Not every Manhattan neighborhood offers the same caliber of building stock. Here's how the major startup corridors stack up when you're looking for the nicest office building in NYC.

Flatiron and Union Square

Flatiron is the epicenter of NYC's startup scene, and the building stock reflects it: dense, varied, and genuinely impressive. Pre-war loft buildings with original hardwood floors and 12-foot ceilings sit next to fully renovated boutique office properties with modern HVAC and fiber infrastructure. Rents typically run $70–$90/sqft/year for private leased space in the nicest buildings. Inventory moves fast — if you see something you like, expect to move within days, not weeks.

SoHo and NoHo

SoHo and NoHo have some of the most visually striking office buildings in New York City. Cast-iron architecture, wide-plank floors, dramatic loft volumes — the kind of space that makes for a spectacular recruiting backdrop. The tradeoff: supply is limited, rents are premium ($75–$95/sqft/year in top buildings), and landlords in historic buildings can be particular about tenant fit. If you land one of these spaces, it tends to define your brand.

NoMad and Chelsea

NoMad and Chelsea sit just north and west of Flatiron and offer slightly more competitive pricing — typically $60–$80/sqft/year — with a mix of boutique loft buildings and newer renovated properties.

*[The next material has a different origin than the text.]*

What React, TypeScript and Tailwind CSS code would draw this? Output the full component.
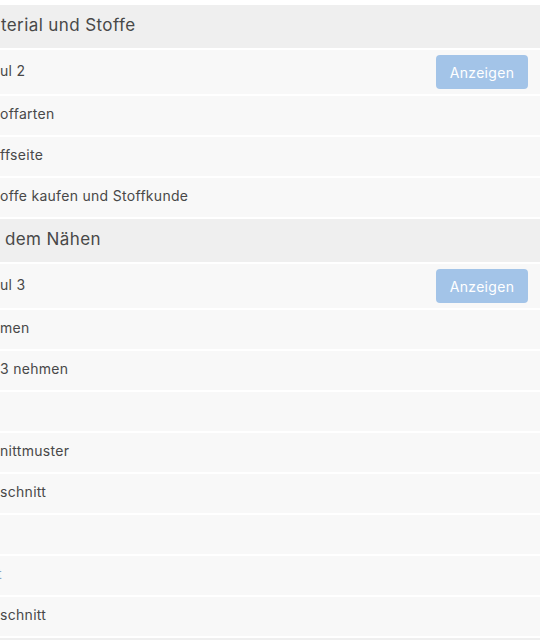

A strong secondary option if you want a premium address without paying peak Flatiron prices.

Tribeca

Tribeca has genuine architectural character: converted warehouse buildings, timber-and-beam interiors, cobblestone streets, and a quieter, more established feel. Inventory is limited and demand is high, which keeps rents elevated ($70–$90/sqft/year). Great for later-stage startups and professional services firms that want character without the Flatiron foot traffic.

Midtown

Traditional Class A office buildings in Midtown — Rockefeller Center, Hudson Yards, Park Avenue — are technically among the most prestigious addresses in the world. But for early-stage startups, the scale, lease terms, and corporate atmosphere are usually a mismatch. Better for Series B+ companies with enterprise clients who expect a traditional setting.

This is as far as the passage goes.